Mais le lutteur de l’écurie Rock énergie est déclaré vainqueur avec moins d’avertissements. Il s’impose à nouveau comme le lutteur à battre. Avec une chance déjà donnée à trois de ses cadets depuis son début de règne, Modou Lo ouvre sa succession.
‘’Il a montré qu’il était prêt à céder la place aux jeunes talents et cela, au bénéfice de la lutte sénégalaise dans son ensemble. Son attitude, qui consiste à donner la chance aux jeunes, permet à ces derniers de se mesurer à un champion et de forger leur propre légende’’, estime le communicant. À 38 ans, le lutteur des Parcelles-Assainies est au crépuscule de sa carrière, mais quelques challengers peuvent encore se mesurer à lui.

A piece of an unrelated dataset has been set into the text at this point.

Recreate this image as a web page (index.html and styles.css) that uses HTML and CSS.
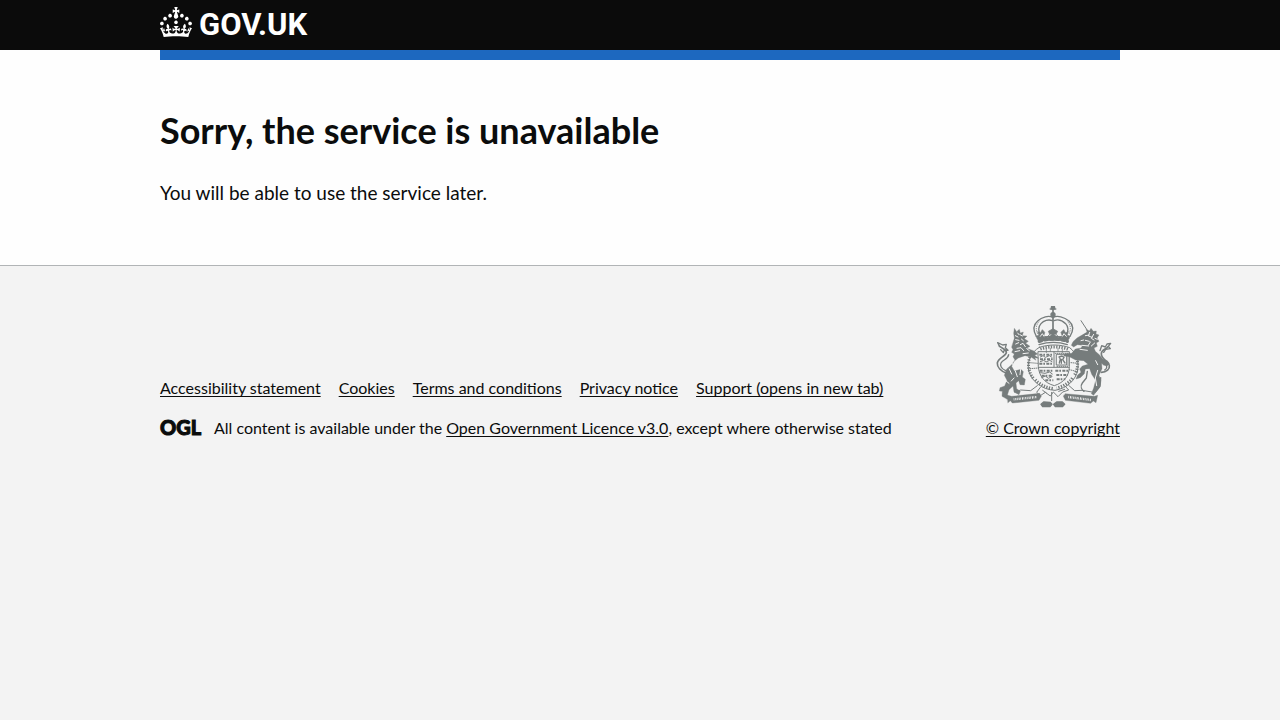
FILE: index.html
```html
<!DOCTYPE html>
<html lang="en">
<head>
<meta charset="utf-8">
<meta name="viewport" content="width=device-width, initial-scale=1">
<title>Sorry, the service is unavailable</title>
<link rel="stylesheet" href="styles.css">
</head>
<body>
<header class="header">
  <div class="container">
    <a class="brand" href="#" aria-label="GOV.UK">
      <svg class="brand-crown" viewBox="0 0 32 30" aria-hidden="true"><path fill="currentColor" d="M22.6 10.4c-1 .4-2-.1-2.4-1-.4-.9.1-2 1-2.4.9-.4 2 .1 2.4 1s-.1 2-1 2.4m-5.9 6.7c-.9.4-2-.1-2.4-1-.4-.9.1-2 1-2.4.9-.4 2 .1 2.4 1s-.1 2-1 2.4m10.8-3.7c-1 .4-2-.1-2.4-1-.4-.9.1-2 1-2.4.9-.4 2 .1 2.4 1s0 2-1 2.4m3.3 4.8c-1 .4-2-.1-2.4-1-.4-.9.1-2 1-2.4.9-.4 2 .1 2.4 1s-.1 2-1 2.4M17 4.7l2.3 1.2V2.5l-2.3.7-.2-.2.9-3h-3.4l.9 3-.2.2c-.1.1-2.3-.7-2.3-.7v3.4L15 4.7c.1.1.1.2.2.2l-1.3 4c-.1.2-.1.4-.1.6 0 1.1.8 2 1.9 2.2h.7c1-.2 1.9-1.1 1.9-2.1 0-.2 0-.4-.1-.6l-1.3-4c-.1-.2 0-.2.1-.3m-7.6 5.7c.9.4 2-.1 2.4-1 .4-.9-.1-2-1-2.4-.9-.4-2 .1-2.4 1s0 2 1 2.4m-5 3c.9.4 2-.1 2.4-1 .4-.9-.1-2-1-2.4-.9-.4-2 .1-2.4 1s.1 2 1 2.4m-3.2 4.8c.9.4 2-.1 2.4-1 .4-.9-.1-2-1-2.4-.9-.4-2 .1-2.4 1s0 2 1 2.4m14.8 11c4.4 0 8.6.3 12.3.8 1.1-4.5 2.4-7 3.7-8.8l-2.5-.9c.2 1.3.3 1.9 0 2.7-.4-.4-.8-1.1-1.1-2.3l-1.2 4c.7-.5 1.3-.8 2-.9-1.1 2.5-2.6 3.1-3.5 3-1.1-.2-1.7-1.2-1.5-2.1.3-1.2 1.5-1.5 2.1-.1 1.1-2.3-.8-3-2-2.3 1.9-1.9 2.1-3.5.6-5.6-2.1 1.6-2.1 3.2-1.2 5.5-1.2-1.4-3.2-.6-2.5 1.6.9-1.4 2.1-.5 1.9.8-.2 1.1-1.7 2.1-3.5 1.9-2.7-.2-2.9-2.1-2.9-3.6.7-.1 1.9.5 2.9 1.9l.4-4.3c-1.1 1.1-2.1 1.4-3.2 1.4.4-1.2 2.1-3 2.1-3h-5.4s1.7 1.9 2.1 3c-1.1 0-2.1-.2-3.2-1.4l.4 4.3c1-1.4 2.2-2 2.9-1.9-.1 1.5-.2 3.4-2.9 3.6-1.9.2-3.4-.8-3.5-1.9-.2-1.3 1-2.2 1.9-.8.7-2.3-1.2-3-2.5-1.6.9-2.2.9-3.9-1.2-5.5-1.5 2-1.3 3.7.6 5.6-1.2-.7-3.1 0-2 2.3.6-1.4 1.8-1.1 2.1.1.2.9-.3 1.9-1.5 2.1-.9.2-2.4-.5-3.5-3 .6 0 1.2.3 2 .9l-1.2-4c-.3 1.1-.7 1.9-1.1 2.3-.3-.8-.2-1.4 0-2.7l-2.9.9C1.3 23 2.6 25.5 3.7 30c3.7-.5 7.9-.8 12.3-.8"/></svg>
      <span>GOV.UK</span>
    </a>
  </div>
</header>
<div class="container">
  <main class="main">
    <h1 class="heading">Sorry, the service is unavailable</h1>
    <p class="body-text">You will be able to use the service later.</p>
  </main>
</div>
<footer class="footer">
  <div class="container footer-row">
    <div class="footer-meta">
      <ul class="footer-links">
        <li><a class="link" href="#">Accessibility statement</a></li>
        <li><a class="link" href="#">Cookies</a></li>
        <li><a class="link" href="#">Terms and conditions</a></li>
        <li><a class="link" href="#">Privacy notice</a></li>
        <li><a class="link" href="#">Support (opens in new tab)</a></li>
      </ul>
      <div class="licence">
        <span class="ogl">OGL</span>
        <span>All content is available under the <a class="link" href="#">Open Government Licence v3.0</a>, except where otherwise stated</span>
      </div>
    </div>
    <a class="copyright" href="#">
      <svg class="arms" viewBox="33 33 375 306" aria-hidden="true" fill="none" stroke="currentColor" stroke-width="4" stroke-linecap="round" stroke-linejoin="round">
        <!-- crown -->
        <path stroke-width="5" d="M222 36v18M214 42h16M222 62v40"/>
        <circle cx="222" cy="38" r="5" fill="currentColor"/>
        <circle cx="222" cy="59" r="6" fill="currentColor"/>
        <path d="M222 68c-12-8-34-2-46 10-14 12-14 28-4 46M222 68c12-8 34-2 48 10 14 12 14 28 3 46M220 77c-12-5-26 0-34 9-9 10-8 22-2 34M225 77c12-5 26 0 35 9 9 10 8 22 2 34"/>
        <path stroke-width="3" stroke-dasharray="1 6" d="M179 81c-9 11-9 24-2 38M267 81c9 11 9 24 2 38"/>
        <path fill="currentColor" stroke-width="2" d="M172 124l8-4-4-10 8 4 6-10 7 8-3 12 10 2 8-8-4-9 14-8 14 8-5 9 9 8 10-2-4-12 8-8 6 10 8-4-4 10 9 4-6 12H178z"/>
        <path stroke="#f3f3f3" stroke-width="3" d="M184 124l6-8 6 10M208 126l7-7M229 119l7 7M249 126l6-10 7 8"/>
        <path stroke-width="10" stroke-dasharray="8 9" d="M181 139c24-9 60-9 84 0"/>
        <path d="M176 130c28-7 66-7 93 0M180 149c26-8 60-8 85 0"/>
        <!-- garter and shield -->
        <path stroke-width="3" d="M181 157c30-10 64-9 91 1 20 15 29 41 24 67-5 29-31 55-68 61-39-2-69-26-79-58-5-27 5-55 32-71z"/>
        <path stroke-width="9" stroke-dasharray="4 4" stroke-linecap="butt" d="M184 162c27-9 59-8 84 1M156 178c-12 24-10 51 8 73M289 174c10 24 9 48-3 67M169 254c14 16 33 24 55 27M280 249c-12 17-28 25-47 30"/>
        <path stroke-width="3" d="M178 170h93v45c-1 28-15 47-45 57-30-8-46-29-48-57zM225 170v46M178 217h92"/>
        <path stroke-width="6" stroke-dasharray="9 3 5 4" stroke-linecap="butt" d="M181 179h40M183 193h40M181 206h42M229 227h39M232 240h35M233 253h26M182 227h39M188 242h32M199 256h24"/>
        <path stroke-width="3" d="M184 186l8-4 7 5 12-5 8 5M184 200l10-4 7 5 11-5 7 4M233 178h30v32h-30zM185 233l13 2 14-4 8 6M188 248l11-5 9 7 11-5"/>
        <path d="M241 204l3-12-4-6 9-3 6 4-4 7 7 10M247 193v12"/>
        <path stroke-width="3" stroke-dasharray="2 4" d="M229 175h38v39h-37M202 164v8M214 161v9M237 161v9M250 164v8M152 203l24 2M276 203l23 2M153 221l25-2M271 224l25 6"/>
        <!-- lion -->
        <path fill="currentColor" stroke-width="1" d="M106 129l-2-14 2-15 7 10 8-7 3 11 9-3-3 11 14 1-8 8 12 8-8 6 13 9-10 6 20 7 13 10-9 4 12 9-12-2 4 8-15-10-18-4-20 7-13 10-7 15 8 14 20-5 7 7-3 16 9 7-3 17-13-1-4-12-8 7 2 17 11 8-4 10-15-8-3-18-12 11-5 17 8 9-8 3-16-9 1-15-9-1 2-10 14-5 7-17-8-15 7-19 15-13 10-14-6-10 4-8-8-5 4-8-4-7z"/>
        <path stroke="#f3f3f3" stroke-width="3" d="M109 122l8 4M123 119l7 4M110 134l10 2M127 132l6 5M110 147l9-4M124 149l8-4 7 10M114 160l12-2 8 9M108 170l14-3M132 176l16-2M98 203l10 15 19-7M91 222l7 15M109 228l6 17M125 223l-2 16M116 114l4 5M143 161l8 6M80 257l10 8M105 249l-8 9"/>
        <path stroke-width="5" d="M83 235c-17-6-29-18-28-31 3-16 26-20 27-32 0-10-11-10-21-19"/>
        <path d="M62 155l-6-12 15 7 11-2-3 10 8 8-11-1-3 8-8-9M80 227c-13-6-18-16-14-23 6-10 22-12 23-25"/>
        <!-- unicorn -->
        <path d="M306 77l17 26" stroke-width="3"/>
        <path fill="currentColor" stroke-width="1" d="M324 111l-3-9 10 6 5-8 7 9 9-1-1 9 9 3-6 9 6 10-8 5 3 10-10 5 4 10 12 10 10 13 14 5 6 8-5 7-12-1-6-6 1 16-9 20 6 16-3 19-12 15-7 10-7-5 7-17 6-23-12-18-6-17-13 1-3 14-12 12-13 4 5-12 10-8-4-10 8-9 17-5-13-11-24-2-19-10-17-2 4-7 20-1 11-13 17-3 5-8-16-2-11 7-7-5 5-11 12-11z"/>
        <path stroke="#f3f3f3" stroke-width="3" d="M319 122l12-2M332 112l-4 11 11 4M344 118l-7 12 8 5M319 136l12 3M334 141l-6 10M309 151l20 2M347 144l-10 9M303 163l22 3M350 197l6 12M356 226l-7 23 4 23M331 233l-9 8M306 137l8-2M348 130l7 3"/>
        <path stroke-width="5" d="M367 232c16 0 26-11 24-21-3-13-24-18-24-34-1-13 14-14 20-22"/>
        <path d="M363 167l5-15 11 4 5-9 11-2-7 9 6 7-14 2-6 9M377 225c8-4 8-12 2-17M325 229l-3 20-12 15c-7 10-2 20 5 25M365 248l-2 25-14 18"/>
        <!-- compartment and motto -->
        <path fill="currentColor" stroke-width="1" d="M84 300l14 4 84-9 5 9-7 12-80 8-6-7-7 6zM259 296l87 8 10-3-5 22-8-5-8 7-76-9-6-12z"/>
        <path stroke="#f3f3f3" stroke-width="7" stroke-linecap="butt" stroke-dasharray="2 3 3 2" d="M104 313l70-7M268 306l68 9"/>
        <path stroke-width="3" d="M107 291l18-6 30 2 20-15M339 291l-30-5-22 1-18-16M184 277l-11 15 11 10 15-10 15 11 9-12 14 14 14-14 18-6-11-12M191 286l11 8M239 289l18-6M218 292v25"/>
        <path fill="currentColor" d="M194 321l19 1 6 6-6 7h-22l-5-7zM233 321h17l7 7-7 7h-21l-5-7z"/>
      </svg>
      <span class="link">© Crown copyright</span>
    </a>
  </div>
</footer>
</body>
</html>
```

FILE: styles.css
```css
html {
  background: #f3f3f3;
}

body {
  margin: 0;
  background: #fefefe;
  color: #0b0c0c;
  font-family: Lato, "Liberation Sans", Arial, sans-serif;
}

.container {
  max-width: 960px;
  margin: 0 auto;
}

.header {
  background: linear-gradient(#0b0b0b 50px, #fefefe 50px);
  color: #ffffff;
}

.header .container {
  border-bottom: 10px solid #1d68bf;
}

.brand {
  display: flex;
  align-items: center;
  gap: 7px;
  height: 50px;
  box-sizing: border-box;
  padding-bottom: 6px;
  color: #ffffff;
  font-family: Roboto, "Liberation Sans", sans-serif;
  font-size: 31px;
  font-weight: 700;
  line-height: 30px;
  text-decoration: none;
}

.brand span {
  padding-top: 5px;
}

.brand-crown {
  width: 32px;
  height: 30px;
}

.main {
  padding: 50px 0 40px;
}

.heading {
  margin: 0 0 30px;
  font-size: 36px;
  font-weight: 700;
  line-height: 40px;
}

.body-text {
  margin: 0 0 20px;
  font-size: 19px;
  line-height: 25px;
}

.footer {
  padding: 40px 0 25px;
  border-top: 1px solid #b1b4b6;
  background: #f3f3f3;
  font-size: 16px;
  line-height: 20px;
}

.footer-row {
  display: flex;
  flex-wrap: wrap;
  align-items: flex-end;
  justify-content: space-between;
}

.footer-links {
  display: flex;
  flex-wrap: wrap;
  gap: 5px 18px;
  margin: 0 0 20px;
  padding: 0;
  list-style: none;
}

.licence {
  display: flex;
  align-items: center;
  gap: 13px;
}

.ogl {
  width: 41px;
  font-size: 20px;
  font-weight: 900;
  line-height: 18px;
  padding-bottom: 2px;
  -webkit-text-stroke: 1px #0b0c0c;
}

.link {
  color: #0b0c0c;
  text-decoration: underline;
  text-decoration-thickness: 1px;
  text-decoration-skip-ink: none;
  text-underline-offset: 2px;
}

.copyright {
  display: flex;
  flex-direction: column;
  align-items: center;
  gap: 10px;
  color: #0b0c0c;
  text-decoration: none;
}

.arms {
  width: 125px;
  height: 102px;
  color: #767c7c;
}
```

Quant à Siteu, sa popularité et sa capacité à faire vivre ses combats lui garantissent un adversaire aussi vite que prévu, mais quelques-uns de ses défauts doivent forcément être gommés avant d’aspirer à plus haut. ‘’Siteu a encore beaucoup à offrir. Il doit tirer des enseignements de ses échecs et revoir certains aspects de son approche, tant sur le plan technique que mental. D'abord, Siteu semble avoir un défi à relever. Il manque parfois de la mentalité de gagnant, ce qui est essentiel dans une discipline aussi exigeante que la lutte. Il doit adopter une attitude plus combative, plus déterminée et se débarrasser de cette impression de se contenter du strict minimum’’, souligne-t-il.